---------- Supplied information

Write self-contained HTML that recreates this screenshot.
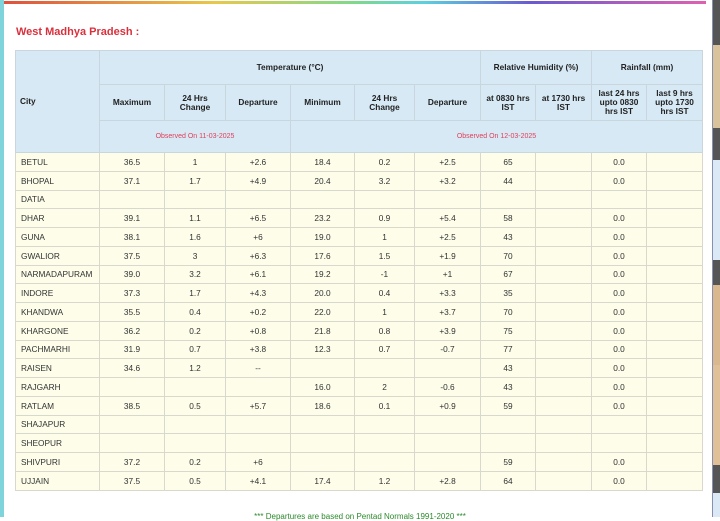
<!DOCTYPE html>
<html><head><meta charset="utf-8"><style>
*{margin:0;padding:0;box-sizing:border-box}
body{width:720px;height:517px;overflow:hidden;background:#fff;font-family:"Liberation Sans",sans-serif;position:relative}
.top{position:absolute;left:4px;top:1px;width:702px;height:3px;background:linear-gradient(90deg,#e0503c,#e8c84a 30%,#7ed98a 50%,#5ad0e0 60%,#6a5ad0 75%,#e060b0 100%)}
.left{position:absolute;left:0;top:0;width:4px;height:517px;background:#7fd3db}
.rline{position:absolute;left:712px;top:0;width:1px;height:517px;background:#8a8fb0}
.rs{position:absolute;left:713px;width:7px}
h2{position:absolute;left:16px;top:26px;font-size:11px;color:#d9303c;font-weight:bold}
table{position:absolute;left:15px;top:50px;border-collapse:collapse;table-layout:fixed;width:687px;font-size:8.3px;color:#222}
td,th{border:1px solid #c9d6de;text-align:center;padding:0;overflow:hidden}
th{background:#d6e9f5;font-weight:bold;color:#222;line-height:9px}
tr.h1 th{height:34px}
tr.h2 th{height:36px}
tr.h3 th{height:32px;color:#e0405a;font-weight:normal;font-size:7px}
tbody td{background:#fdfdea;height:18.76px;color:#333;border-color:#d8d8cc}
tbody td:first-child{text-align:left;padding-left:5px}
th.city{text-align:left;padding-left:4px}
.foot{position:absolute;left:0;width:720px;top:512px;text-align:center;color:#2a8a2a;font-size:8px}
</style></head><body>
<div class="left"></div><div class="top"></div><div class="rline"></div>
<div class="rs" style="top:0;height:45px;background:#555"></div>
<div class="rs" style="top:45px;height:83px;background:#d9c39c"></div>
<div class="rs" style="top:128px;height:32px;background:#555"></div>
<div class="rs" style="top:160px;height:100px;background:#dbe9f7"></div>
<div class="rs" style="top:260px;height:25px;background:#555"></div>
<div class="rs" style="top:285px;height:80px;background:#d9b890"></div>
<div class="rs" style="top:365px;height:100px;background:#e0c098"></div>
<div class="rs" style="top:465px;height:28px;background:#555"></div>
<div class="rs" style="top:493px;height:24px;background:#dbe9f7"></div>
<h2>West Madhya Pradesh :</h2>
<table>
<colgroup><col style="width:84px"><col style="width:65px"><col style="width:61px"><col style="width:65px"><col style="width:64px"><col style="width:60px"><col style="width:66px"><col style="width:55px"><col style="width:56px"><col style="width:55px"><col style="width:56px"></colgroup>
<thead>
<tr class="h1"><th rowspan="3" class="city">City</th><th colspan="6">Temperature (°C)</th><th colspan="2">Relative Humidity (%)</th><th colspan="2">Rainfall (mm)</th></tr>
<tr class="h2"><th>Maximum</th><th>24 Hrs<br>Change</th><th>Departure</th><th>Minimum</th><th>24 Hrs<br>Change</th><th>Departure</th><th>at 0830 hrs<br>IST</th><th>at 1730 hrs<br>IST</th><th>last 24 hrs<br>upto 0830<br>hrs IST</th><th>last 9 hrs<br>upto 1730<br>hrs IST</th></tr>
<tr class="h3"><th colspan="3">Observed On 11-03-2025</th><th colspan="7">Observed On 12-03-2025</th></tr>
</thead>
<tbody>
<tr><td>BETUL</td><td>36.5</td><td>1</td><td>+2.6</td><td>18.4</td><td>0.2</td><td>+2.5</td><td>65</td><td></td><td>0.0</td><td></td></tr>
<tr><td>BHOPAL</td><td>37.1</td><td>1.7</td><td>+4.9</td><td>20.4</td><td>3.2</td><td>+3.2</td><td>44</td><td></td><td>0.0</td><td></td></tr>
<tr><td>DATIA</td><td></td><td></td><td></td><td></td><td></td><td></td><td></td><td></td><td></td><td></td></tr>
<tr><td>DHAR</td><td>39.1</td><td>1.1</td><td>+6.5</td><td>23.2</td><td>0.9</td><td>+5.4</td><td>58</td><td></td><td>0.0</td><td></td></tr>
<tr><td>GUNA</td><td>38.1</td><td>1.6</td><td>+6</td><td>19.0</td><td>1</td><td>+2.5</td><td>43</td><td></td><td>0.0</td><td></td></tr>
<tr><td>GWALIOR</td><td>37.5</td><td>3</td><td>+6.3</td><td>17.6</td><td>1.5</td><td>+1.9</td><td>70</td><td></td><td>0.0</td><td></td></tr>
<tr><td>NARMADAPURAM</td><td>39.0</td><td>3.2</td><td>+6.1</td><td>19.2</td><td>-1</td><td>+1</td><td>67</td><td></td><td>0.0</td><td></td></tr>
<tr><td>INDORE</td><td>37.3</td><td>1.7</td><td>+4.3</td><td>20.0</td><td>0.4</td><td>+3.3</td><td>35</td><td></td><td>0.0</td><td></td></tr>
<tr><td>KHANDWA</td><td>35.5</td><td>0.4</td><td>+0.2</td><td>22.0</td><td>1</td><td>+3.7</td><td>70</td><td></td><td>0.0</td><td></td></tr>
<tr><td>KHARGONE</td><td>36.2</td><td>0.2</td><td>+0.8</td><td>21.8</td><td>0.8</td><td>+3.9</td><td>75</td><td></td><td>0.0</td><td></td></tr>
<tr><td>PACHMARHI</td><td>31.9</td><td>0.7</td><td>+3.8</td><td>12.3</td><td>0.7</td><td>-0.7</td><td>77</td><td></td><td>0.0</td><td></td></tr>
<tr><td>RAISEN</td><td>34.6</td><td>1.2</td><td>--</td><td></td><td></td><td></td><td>43</td><td></td><td>0.0</td><td></td></tr>
<tr><td>RAJGARH</td><td></td><td></td><td></td><td>16.0</td><td>2</td><td>-0.6</td><td>43</td><td></td><td>0.0</td><td></td></tr>
<tr><td>RATLAM</td><td>38.5</td><td>0.5</td><td>+5.7</td><td>18.6</td><td>0.1</td><td>+0.9</td><td>59</td><td></td><td>0.0</td><td></td></tr>
<tr><td>SHAJAPUR</td><td></td><td></td><td></td><td></td><td></td><td></td><td></td><td></td><td></td><td></td></tr>
<tr><td>SHEOPUR</td><td></td><td></td><td></td><td></td><td></td><td></td><td></td><td></td><td></td><td></td></tr>
<tr><td>SHIVPURI</td><td>37.2</td><td>0.2</td><td>+6</td><td></td><td></td><td></td><td>59</td><td></td><td>0.0</td><td></td></tr>
<tr><td>UJJAIN</td><td>37.5</td><td>0.5</td><td>+4.1</td><td>17.4</td><td>1.2</td><td>+2.8</td><td>64</td><td></td><td>0.0</td><td></td></tr>
</tbody>
</table>
<div class="foot">*** Departures are based on Pentad Normals 1991-2020 ***</div>
</body></html>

--------------------

Brief: Reproduce the listing above exactly, excluding all pictures.

Reply to the exercise:
Write self-contained HTML that recreates this screenshot.
<!DOCTYPE html>
<html><head><meta charset="utf-8"><style>
*{margin:0;padding:0;box-sizing:border-box}
body{width:720px;height:517px;overflow:hidden;background:#fff;font-family:"Liberation Sans",sans-serif;position:relative}
.top{position:absolute;left:4px;top:1px;width:702px;height:3px;background:linear-gradient(90deg,#e0503c,#e8c84a 30%,#7ed98a 50%,#5ad0e0 60%,#6a5ad0 75%,#e060b0 100%)}
.left{position:absolute;left:0;top:0;width:4px;height:517px;background:#7fd3db}
.rline{position:absolute;left:712px;top:0;width:1px;height:517px;background:#8a8fb0}
.rs{position:absolute;left:713px;width:7px}
h2{position:absolute;left:16px;top:26px;font-size:11px;color:#d9303c;font-weight:bold}
table{position:absolute;left:15px;top:50px;border-collapse:collapse;table-layout:fixed;width:687px;font-size:8.3px;color:#222}
td,th{border:1px solid #c9d6de;text-align:center;padding:0;overflow:hidden}
th{background:#d6e9f5;font-weight:bold;color:#222;line-height:9px}
tr.h1 th{height:34px}
tr.h2 th{height:36px}
tr.h3 th{height:32px;color:#e0405a;font-weight:normal;font-size:7px}
tbody td{background:#fdfdea;height:18.76px;color:#333;border-color:#d8d8cc}
tbody td:first-child{text-align:left;padding-left:5px}
th.city{text-align:left;padding-left:4px}
.foot{position:absolute;left:0;width:720px;top:512px;text-align:center;color:#2a8a2a;font-size:8px}
</style></head><body>
<div class="left"></div><div class="top"></div><div class="rline"></div>
<div class="rs" style="top:0;height:45px;background:#555"></div>
<div class="rs" style="top:45px;height:83px;background:#d9c39c"></div>
<div class="rs" style="top:128px;height:32px;background:#555"></div>
<div class="rs" style="top:160px;height:100px;background:#dbe9f7"></div>
<div class="rs" style="top:260px;height:25px;background:#555"></div>
<div class="rs" style="top:285px;height:80px;background:#d9b890"></div>
<div class="rs" style="top:365px;height:100px;background:#e0c098"></div>
<div class="rs" style="top:465px;height:28px;background:#555"></div>
<div class="rs" style="top:493px;height:24px;background:#dbe9f7"></div>
<h2>West Madhya Pradesh :</h2>
<table>
<colgroup><col style="width:84px"><col style="width:65px"><col style="width:61px"><col style="width:65px"><col style="width:64px"><col style="width:60px"><col style="width:66px"><col style="width:55px"><col style="width:56px"><col style="width:55px"><col style="width:56px"></colgroup>
<thead>
<tr class="h1"><th rowspan="3" class="city">City</th><th colspan="6">Temperature (°C)</th><th colspan="2">Relative Humidity (%)</th><th colspan="2">Rainfall (mm)</th></tr>
<tr class="h2"><th>Maximum</th><th>24 Hrs<br>Change</th><th>Departure</th><th>Minimum</th><th>24 Hrs<br>Change</th><th>Departure</th><th>at 0830 hrs<br>IST</th><th>at 1730 hrs<br>IST</th><th>last 24 hrs<br>upto 0830<br>hrs IST</th><th>last 9 hrs<br>upto 1730<br>hrs IST</th></tr>
<tr class="h3"><th colspan="3">Observed On 11-03-2025</th><th colspan="7">Observed On 12-03-2025</th></tr>
</thead>
<tbody>
<tr><td>BETUL</td><td>36.5</td><td>1</td><td>+2.6</td><td>18.4</td><td>0.2</td><td>+2.5</td><td>65</td><td></td><td>0.0</td><td></td></tr>
<tr><td>BHOPAL</td><td>37.1</td><td>1.7</td><td>+4.9</td><td>20.4</td><td>3.2</td><td>+3.2</td><td>44</td><td></td><td>0.0</td><td></td></tr>
<tr><td>DATIA</td><td></td><td></td><td></td><td></td><td></td><td></td><td></td><td></td><td></td><td></td></tr>
<tr><td>DHAR</td><td>39.1</td><td>1.1</td><td>+6.5</td><td>23.2</td><td>0.9</td><td>+5.4</td><td>58</td><td></td><td>0.0</td><td></td></tr>
<tr><td>GUNA</td><td>38.1</td><td>1.6</td><td>+6</td><td>19.0</td><td>1</td><td>+2.5</td><td>43</td><td></td><td>0.0</td><td></td></tr>
<tr><td>GWALIOR</td><td>37.5</td><td>3</td><td>+6.3</td><td>17.6</td><td>1.5</td><td>+1.9</td><td>70</td><td></td><td>0.0</td><td></td></tr>
<tr><td>NARMADAPURAM</td><td>39.0</td><td>3.2</td><td>+6.1</td><td>19.2</td><td>-1</td><td>+1</td><td>67</td><td></td><td>0.0</td><td></td></tr>
<tr><td>INDORE</td><td>37.3</td><td>1.7</td><td>+4.3</td><td>20.0</td><td>0.4</td><td>+3.3</td><td>35</td><td></td><td>0.0</td><td></td></tr>
<tr><td>KHANDWA</td><td>35.5</td><td>0.4</td><td>+0.2</td><td>22.0</td><td>1</td><td>+3.7</td><td>70</td><td></td><td>0.0</td><td></td></tr>
<tr><td>KHARGONE</td><td>36.2</td><td>0.2</td><td>+0.8</td><td>21.8</td><td>0.8</td><td>+3.9</td><td>75</td><td></td><td>0.0</td><td></td></tr>
<tr><td>PACHMARHI</td><td>31.9</td><td>0.7</td><td>+3.8</td><td>12.3</td><td>0.7</td><td>-0.7</td><td>77</td><td></td><td>0.0</td><td></td></tr>
<tr><td>RAISEN</td><td>34.6</td><td>1.2</td><td>--</td><td></td><td></td><td></td><td>43</td><td></td><td>0.0</td><td></td></tr>
<tr><td>RAJGARH</td><td></td><td></td><td></td><td>16.0</td><td>2</td><td>-0.6</td><td>43</td><td></td><td>0.0</td><td></td></tr>
<tr><td>RATLAM</td><td>38.5</td><td>0.5</td><td>+5.7</td><td>18.6</td><td>0.1</td><td>+0.9</td><td>59</td><td></td><td>0.0</td><td></td></tr>
<tr><td>SHAJAPUR</td><td></td><td></td><td></td><td></td><td></td><td></td><td></td><td></td><td></td><td></td></tr>
<tr><td>SHEOPUR</td><td></td><td></td><td></td><td></td><td></td><td></td><td></td><td></td><td></td><td></td></tr>
<tr><td>SHIVPURI</td><td>37.2</td><td>0.2</td><td>+6</td><td></td><td></td><td></td><td>59</td><td></td><td>0.0</td><td></td></tr>
<tr><td>UJJAIN</td><td>37.5</td><td>0.5</td><td>+4.1</td><td>17.4</td><td>1.2</td><td>+2.8</td><td>64</td><td></td><td>0.0</td><td></td></tr>
</tbody>
</table>
<div class="foot">*** Departures are based on Pentad Normals 1991-2020 ***</div>
</body></html>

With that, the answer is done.